Harryburgundy":1vwzzcx1 said:
They are not the tubeless models are they?
The Officially Tubeless model doesn't come in 26":
http://www.schwalbetires.com/bike_tires ... n_Almotion
I'm running mine with inner tubes for now and thinking of maybe-possibly doing a ghetto tubeless set-up later.
I just did the first test ride on them. The tyre pressure gauge on my pump had gone, so I had to set them to 15% deflection by eye and might have been wildly out, and I was also testing a new grip/bar set-up that confused the hell out of me, but first results seem very good:
- Very fast and very comfortable on the road. If you try "gliding" on smooth tarmac then, once you drop too low for air resistance to be much of a bother, you seem to carry on forever.
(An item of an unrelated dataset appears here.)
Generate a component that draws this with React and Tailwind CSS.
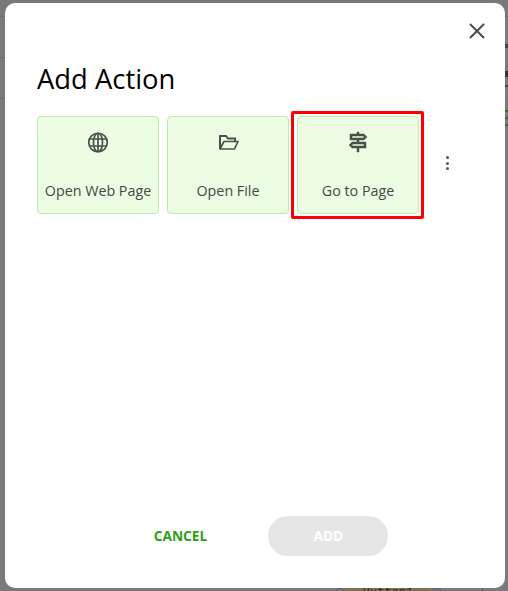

- Completely took the buzz out of gravel and didn't really seem to take a speed hit. But gravel is funny stuff and a lot depends on shape and size, and I won't be really sure how good they are until I try them on other gravel tracks. (Fortunately I have a lot of them around.)
- Great cornering on the road (big surprise) and seem good on gravel and grass too - but I wasn't pushing it because of the new bar set-up
The only disappointment was that I'd hoped for more of a balloon-tyre suspension effect over over ruts and bumps. But this is very pressure sensitive and I might have the pressure way too high. (Makes note to buy new pressure gauge.)
Tomorrow I'll try them on my most hated gravel climb - it's only the equivalent of a couple of flights of stairs, but it consists of especially evil anti-traction gravel that goes flying at the slightest opportunity. The only way I could get my crosser up it was to use Newton's Third Law.
Edit: I remembered I bought a half-price Fenix light a couple of weeks ago, so went out to try it out. The Almotions were just as good on the gravel as wide knobblies - they spread the weight smoothly instead of throwing gravel around and I zoomed up without a misplaced chip of stone.
For now my overall verdict is that they're a great tyre at the bike24 price, but that you'd have to be very fussy about tyres indeed to pay UK prices for them; that they're probably faultless on the road and can do quite a lot off it, but that I'm a long way from being able to say where the limit is.